Practicing risk management and having
a working understanding of project
uncertainty will assist project managers,
developers, estimators and others
involved in managing projects. Risk management knowledge and procedures will help them to address various contingencies for each individual project more effectively. Understanding risk management principles and practices is also important to managers of estimation processes. Cost estimation is one of the primary factors in a comprehensive risk management process.
Qualitative and Quantitative Analysis of Risk and Uncertainty
In a comprehensive risk management process, risk analysis is used to prioritize identified risks for mitigation, monitoring, and control purposes. In the context of cost estimation, risk analysis can be extremely helpful for understanding project uncertainty and setting an appropriate range of contingencies.
Project Complexity
Project complexity will often dictate
the level of and scope of the risk
management efforts necessary and the type of risk analysis that will be performed. Simple projects will most often use only qualitative methods of risk analysis. Complex projects will most likely use quantitative methods of risk analysis. However, there will be exceptions to this general rule.
In a qualitative risk analysis process, the project team assesses each identified risk for its probability of occurrence and its relative magnitude of impact on project objectives. Quite often, experts or functional unit staff assess the risks in their respective fields and share these assessments with the project team. The risks are then sorted into high, moderate, and low risk categories (in terms of time, cost, and scope). The objective is to rank each risk by degree of probability and impact. The rationale for the decision should be documented for future updates, monitoring, and control.
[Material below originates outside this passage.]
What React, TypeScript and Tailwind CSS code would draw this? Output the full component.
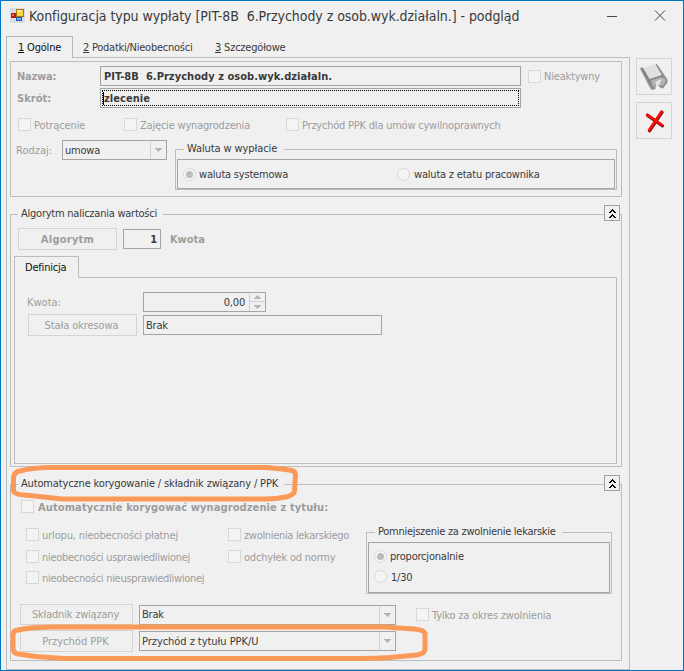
import React from 'react'
import clsx from 'clsx'

type BoxProps = {
  className?: string
  children?: React.ReactNode
}

const Check = ({ className, label, text }: { className?: string; label: string; text?: string }) => (
  <label className={clsx('flex h-[13px] items-center whitespace-nowrap text-[#9d9d9d]', className)}>
    <span className="h-[13px] w-[13px] shrink-0 border border-[#d8d8d8] bg-[#f4f4f4]" />
    <span className={clsx('ml-[3px] mt-px leading-[13px]', text)}>{label}</span>
  </label>
)

const Radio = ({ className, label, checked, text }: { className?: string; label: string; checked?: boolean; text?: string }) => (
  <label className={clsx('flex h-[13px] items-center whitespace-nowrap', className)}>
    <span className="flex h-[13px] w-[13px] shrink-0 items-center justify-center rounded-full border border-[#d8d8d8] bg-[#f4f4f4]">
      {checked && <span className="h-[7px] w-[7px] rounded-full bg-[#bcbcbc]" />}
    </span>
    <span className={clsx('leading-[13px]', text ?? 'ml-[3px]')}>{label}</span>
  </label>
)

const Button = ({ className, children }: BoxProps) => (
  <button className={clsx('flex shrink-0 items-center justify-center whitespace-nowrap border border-[#d4d4d4] text-[#9d9d9d]', className)}>
    {children}
  </button>
)

const Field = ({ className, children }: BoxProps) => (
  <div className={clsx('flex h-5 shrink-0 items-center whitespace-pre border border-[#a5a5a5]', className)}>{children}</div>
)

const Select = ({ className, children }: BoxProps) => (
  <Field className={className}>
    <span className="flex-1">{children}</span>
    <span className="flex h-full w-4 items-center justify-center border-l border-[#d0d0d0]">
      <svg width="7" height="4" viewBox="0 0 7 4" shapeRendering="crispEdges">
        <path d="M0 0h7L3.5 4z" fill="#b4b4b4" />
      </svg>
    </span>
  </Field>
)

const Collapse = () => (
  <button className="absolute -top-[17px] right-px flex h-4 w-4 items-center justify-center border border-[#a0a0a0] bg-[#f0f0f0]">
    <svg className="shrink-0" width="7" height="9" viewBox="0 0 7 9" shapeRendering="crispEdges" fill="#000">
      <path d="M3 0h1v1h1v1h1v1h1v1H5V3H4V2H3v1H2v1H0V3h1V2h1V1h1z" />
      <path d="M3 5h1v1h1v1h1v1h1v1H5V8H4V7H3v1H2v1H0V8h1V7h1V6h1z" />
    </svg>
  </button>
)

const Legend = ({ className, children }: BoxProps) => (
  <legend className={clsx('ml-[7px] h-[15px] whitespace-nowrap pl-[3px] leading-[13px]', className)}>{children}</legend>
)

const AppIcon = () => (
  <svg width="15" height="15" viewBox="0 0 15 15">
    <path fill="#d9dde3" d="M0 0h15v15H0z" />
    <path fill="#b01c14" d="M1 5h5v5H1z" />
    <path fill="#f0705c" d="M2 6h2v2H2z" />
    <path fill="#a87800" d="M6 1h8v8H6z" />
    <path fill="#ffd24a" d="M7 2h6v6H7z" />
    <path fill="#fff0a8" d="M7 2h4v2H7z" />
    <path fill="#2856b8" d="M6 9h6v4H6z" />
    <path fill="#78a8f0" d="M7 10h4v2H7z" />
  </svg>
)

const SaveIcon = () => (
  <svg className="shrink-0" width="28" height="27" viewBox="0 0 28 27">
    <path fill="#e0e0e0" d="M3 5L15.500 1l6.500 12-12 4z" />
    <path fill="#929292" d="M0 5.500L2.500 4 10 16.500l12-4L15.500 1.500 17 1l10.500 15.500v3L23 25.500l-2.500-.5-2.500-3-2.500 1v3l-4 1L9 23z" />
    <path fill="#b4b4b4" d="M11 17.500l11.500-4 3.500 3.500-3 6-2.500-3L22 16l-6 3-1.500 4-1 1z" />
    <path fill="#e4e4e4" d="M15 20l2.500-2.500 5-1.500-2.500 4 1.500 2.500-2.500-1L16.500 23z" />
    <path fill="none" stroke="#777" d="M10 16.500L22 12.500l1 2.500M2 5.500l9.500 16" />
  </svg>
)

const CloseIcon = () => (
  <svg className="shrink-0" width="20" height="24" viewBox="0 0 20 24" fill="none" strokeLinecap="round">
    <path stroke="#7c1010" strokeWidth="3" d="M18.100 3.300L5.600 22M3.500 6.500L18.500 17" />
    <path stroke="#f80d0d" strokeWidth="2.6" d="M17.500 2.500L5 21.300M3.200 5.600L18 16" />
  </svg>
)

const App = () => {
  return (
    <div className="relative flex h-[671px] w-[684px] flex-col overflow-hidden border border-[#0173c7] bg-[#f0f0f0] font-['DejaVu_Sans_Condensed','DejaVu_Sans',sans-serif] text-[11px] leading-[13px] tracking-[-0.2px] text-[#3a3a3a]">
      <header className="flex h-[35px] shrink-0 items-start">
        <div className="ml-[9px] mt-[7px]"><AppIcon /></div>
        <h1 className="ml-1 mt-[5px] flex-1 whitespace-pre text-[14px] leading-5 tracking-[-0.06px]">Konfiguracja typu wypłaty [PIT-8B  6.Przychody z osob.wyk.działaln.] - podgląd</h1>
        <svg className="mr-4 mt-[9px]" width="60" height="11" viewBox="0 0 60 11" fill="none" stroke="#444">
          <path d="M0 6.5h10" shapeRendering="crispEdges" />
          <path d="M48 .5l10 10M58 .5l-10 10" />
        </svg>
      </header>

      <div className="flex">
        <main className="ml-[5px] w-[624px] shrink-0">
          <nav className="flex h-[21px] items-center">
            <span className="relative z-10 flex h-[22px] w-[67px] shrink-0 items-center self-start border border-b-0 border-[#b8b8b8] bg-[#f0f0f0] pl-[11px] text-[#111]"><u>1</u>&nbsp;Ogólne</span>
            <span className="ml-[10px] mt-[2px] w-[132px] whitespace-nowrap tracking-[-0.25px]"><u>2</u> Podatki/Nieobecności</span>
            <span className="mt-[2px] whitespace-nowrap"><u>3</u> Szczegółowe</span>
          </nav>

          <div className="h-[613px] border border-[#bdbdbd] px-[3px] pt-[3px]">
            <section className="h-[136px] w-[612px] border border-[#bdbdbd]">
              <div className="mt-1 flex h-5 items-center">
                <span className="ml-[6px] w-[83px] font-bold text-[#9d9d9d]">Nazwa:</span>
                <Field className="w-[421px] pl-[3px] font-bold tracking-[0.05px]">PIT-8B  6.Przychody z osob.wyk.działaln.</Field>
                <Check className="ml-[7px]" label="Nieaktywny" />
              </div>
              <div className="mt-[2px] flex h-5 items-center">
                <span className="ml-[6px] w-[83px] font-bold tracking-[0.05px] text-[#9d9d9d]">Skrót:</span>
                <Field className="w-[421px] p-px font-bold tracking-[0.05px]">
                  <span className="flex h-4 w-full items-center border border-dotted border-black">
                    <span className="h-[13px] w-px bg-black" />zlecenie
                  </span>
                </Field>
              </div>
              <div className="mt-[10px] flex">
                <Check className="ml-[7px] w-[106px]" label="Potrącenie" text="tracking-[-0.1px]" />
                <Check className="w-[162px]" label="Zajęcie wynagrodzenia" />
                <Check label="Przychód PPK dla umów cywilnoprawnych" text="tracking-[-0.22px]" />
              </div>
              <div className="mt-[9px] flex">
                <span className="ml-[5px] mt-1 w-[46px] text-[#9d9d9d] tracking-[0px]">Rodzaj:</span>
                <Select className="w-[105px] pl-[2px]">umowa</Select>
                <fieldset className="ml-2 mt-[2px] h-[48px] w-[442px] border border-[#bdbdbd] px-px">
                  <Legend className="w-[100px] tracking-[-0.1px]">Waluta w wypłacie</Legend>
                  <div className="mt-[2px] flex h-[30px] items-center border border-[#a5a5a5]">
                    <Radio className="ml-[5px] w-[214px]" label="waluta systemowa" checked />
                    <Radio label="waluta z etatu pracownika" text="ml-1" />
                  </div>
                </fieldset>
              </div>
            </section>

            <fieldset className="relative mt-[10px] h-[260px] w-[612px] border border-[#bdbdbd]">
              <Legend className="w-[145px] tracking-[-0.24px]">Algorytm naliczania wartości</Legend>
              <Collapse />
              <div className="mt-[6px] flex h-[22px] items-center">
                <Button className="ml-[7px] h-[22px] w-[99px] font-bold tracking-[0.25px]">Algorytm</Button>
                <Field className="ml-[6px] w-[38px] justify-end pr-[3px] font-bold">1</Field>
                <span className="ml-[9px] font-bold tracking-[-0.05px] text-[#9d9d9d]">Kwota</span>
              </div>
              <div className="ml-[3px] mt-[6px] w-[603px]">
                <div className="relative z-10 -mb-px flex h-[22px] w-[65px] items-center border border-b-0 border-[#bdbdbd] bg-[#f0f0f0] pl-[10px] text-[#111]">Definicja</div>
                <div className="h-[187px] border border-[#bdbdbd]">
                  <div className="mt-[14px] flex h-5 items-center">
                    <span className="ml-3 w-[116px] text-[#9d9d9d] tracking-[0px]">Kwota:</span>
                    <Field className="w-[123px]">
                      <span className="flex-1 pr-1 text-right">0,00</span>
                      <span className="flex h-full w-4 flex-col border-l border-[#d0d0d0]">
                        <span className="flex h-[9px] items-center justify-center border-b border-[#d0d0d0]">
                          <svg width="7" height="4" shapeRendering="crispEdges"><path d="M0 4h7L3.5 0z" fill="#b4b4b4" /></svg>
                        </span>
                        <span className="flex h-[9px] items-center justify-center">
                          <svg width="7" height="4" shapeRendering="crispEdges"><path d="M0 0h7L3.5 4z" fill="#b4b4b4" /></svg>
                        </span>
                      </span>
                    </Field>
                  </div>
                  <div className="mt-[2px] flex h-[22px] items-center">
                    <Button className="ml-[13px] h-[22px] w-[109px] pr-[2px] tracking-[-0.1px]">Stała okresowa</Button>
                    <Field className="ml-[6px] w-[239px] pl-[2px]">Brak</Field>
                  </div>
                </div>
              </div>
            </fieldset>

            <fieldset className="relative mt-[10px] h-[184px] w-[612px] border border-[#bdbdbd]">
              <Legend className="w-[266px] tracking-[-0.15px]">Automatyczne korygowanie / składnik związany / PPK</Legend>
              <Collapse />
              <Check className="ml-[10px] mt-2 font-bold" label="Automatycznie korygować wynagrodzenie z tytułu:" text="pl-px tracking-[0.11px]" />
              <div className="mt-[11px] flex h-[70px]">
                <div className="ml-[15px] mt-[4px] w-[202px]">
                  <Check label="urlopu, nieobecności płatnej" text="tracking-[-0.14px]" />
                  <Check className="mt-[9px]" label="nieobecności usprawiedliwionej" text="tracking-[-0.28px]" />
                  <Check className="mt-2" label="nieobecności nieusprawiedliwionej" text="tracking-[-0.28px]" />
                </div>
                <div className="mt-[4px] w-[138px]">
                  <Check label="zwolnienia lekarskiego" text="tracking-[-0.32px]" />
                  <Check className="mt-[9px]" label="odchyłek od normy" />
                </div>
                <fieldset className="mt-px h-[69px] w-[246px] shrink-0 border border-[#bdbdbd] px-px">
                  <Legend className="w-[187px] tracking-[-0.28px]">Pomniejszenie za zwolnienie lekarskie</Legend>
                  <div className="mt-[2px] h-[51px] border border-[#a5a5a5] pl-[5px] pt-[7px]">
                    <Radio label="proporcjonalnie" checked />
                    <Radio className="mt-[7px]" label="1/30" text="ml-1 mt-px" />
                  </div>
                </fieldset>
              </div>
              <div className="mt-[10px] flex h-[21px] items-center">
                <Button className="ml-[9px] h-[21px] w-[113px] pr-[2px]">Składnik związany</Button>
                <Select className="ml-[6px] w-[257px] pl-[2px]">Brak</Select>
                <Check className="ml-5" label="Tylko za okres zwolnienia" />
              </div>
              <div className="mt-[5px] flex h-[22px] items-center">
                <Button className="ml-[9px] h-[22px] w-[113px] pr-[2px] tracking-[0px]">Przychód PPK</Button>
                <Select className="ml-[6px] w-[257px] pl-[2px] tracking-[-0.05px]">Przychód z tytułu PPK/U</Select>
              </div>
            </fieldset>
          </div>
        </main>

        <aside className="ml-[6px] mt-[22px] flex flex-col gap-[7px]">
          <Button className="h-[37px] w-9"><SaveIcon /></Button>
          <Button className="h-[37px] w-9 border-[#a5a5a5]"><CloseIcon /></Button>
        </aside>
      </div>

      {/* highlighter marks */}
      <svg className="pointer-events-none absolute -left-px -top-px" width="684" height="671" fill="none" stroke="#fb9a58" strokeWidth="5" strokeLinejoin="round">
        <path d="M22 470.500Q32 468 48 467.500H266Q284 469 292 470.500Q295 471 295.500 475L294.500 491Q294 495 286 497Q276 499 266 499H62L30 495.500Q14 495 13.500 491V478Q14 471 22 470.500Z" />
        <path d="M18 630Q30 627 55 627H384L414 629Q425 630 425 634V649Q425 654 416 655L390 657.500Q375 658.500 360 658.500H64L36 656.500L18 654Q13 653 13 648V635Q13 630 18 630Z" />
      </svg>
    </div>
  )
}

export default App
Quantitative risk analysis procedures utilize numeric values, simulation models and estimates of probability that a project will meet its cost, schedule and other objectives. It is often common to simplify a risk analysis by calculating the expected value or average range of a risk. The expected value provides a single quantity for each risk which is easier to use for comparison purposes. While this is helpful for comparisons and ranking of risks, estimators must use caution when using the expected value to calculate project costs or contingencies. As an example, if there is a 20% chance that a project may need a $1 million dollar full storm water upgrade, and the estimator includes only a $200,000 value in contingency using the expected value method, if the full storm water upgrade is required, this value will be much too low.
Occasionally, a great deal of important information may be lost in an oversimplified contingency analysis. More comprehensive quantitative analysis may be necessary based on a simultaneous evaluation of the impact of all identified and quantified risks. The result is a probability and frequency distribution of the project’s cost and completion date based on the risks identified on the project. Quantitative risk analysis involves statistical analysis, simulations and other advanced techniques drawn from the decision sciences. Tools commonly employed for these analyses include first-order second-moment (FOSM) methods, decision trees, tornado diagrams and/or Monte Carlo simulations. Specialized software such as Crystal Ball©, is involved when performing these analysis.
As mentioned earlier developing and delivering transportation projects is a complex task that is fraught with uncertainty. Risk management is an effective and valuable tool for managing uncertainty. The Federal Transit Administration’s 2004 Risk Assessment Methodologies and Procedures identifies several advantages of risk management:
· To better understand project development process impacts, including timelines, phasing, procedural requirements, and potential obstacles.
· More realistic estimates of individual component costs and durations, thereby allowing more reasonable expectations of total project cost and duration.
· Better understanding of what the project contingencies are, whether they are sufficient, and for what they may need to be used.
· Improved information for supporting other project or agency activities, such as value engineering and strategic planning.
· Improving project estimating, budgeting and scheduling processes, either for projects currently in development and for future projects.
1.1.2 Purpose
This document describes the basic concepts, processes and tools necessary to perform risk management throughout project development and delivery.
This guide covers the following:
A) Risk management principles and concepts
B) Risk management processes as they apply to initial project planning, scoping, environmental process, preliminary and final design and project build out;
B) Recommended roles and responsibilities of participants in the risk management processes;
C) The format and content of risk management procedures and documents;
D) Supplemental risk management information for outlier situations.
Another purpose for this guide is to provide a better understanding for managing the impacts of potential risks in terms of their consequences to project cost and schedules. It also provides a means to systematically evaluate project uncertainty. Further, it assists estimators in setting appropriate contingencies and assists project managers in controlling project cost, schedule, and scope issues that can arise from uncertain or risky events.
Risk analysis is to be practiced throughout the project development process. At the earliest stages of project development, risk analysis will be helpful in developing an understanding of project uncertainty and in developing appropriate project contingencies. As the project progresses through the development process, risk analysis can be used in a comprehensive risk management monitoring and control process to assist in managing cost escalation resulting from either scope growth or the realization of risk events.
1.2 Project Risk Management Business Case
One of the most compelling arguments for practicing risk management as a standardized, systematic and formal process is that the best agencies and organizations worldwide practice it with great success[2]. Several reports from recent FHWA International Technology Scanning Program (e.g., Contract Administration: Technology and Practice in Europe, Construction Management Practices in Canada and Europe, and Asphalt Pavement Warranties: Technology and Practice in Europe) identified risk assessment and allocation as key components of professional practice.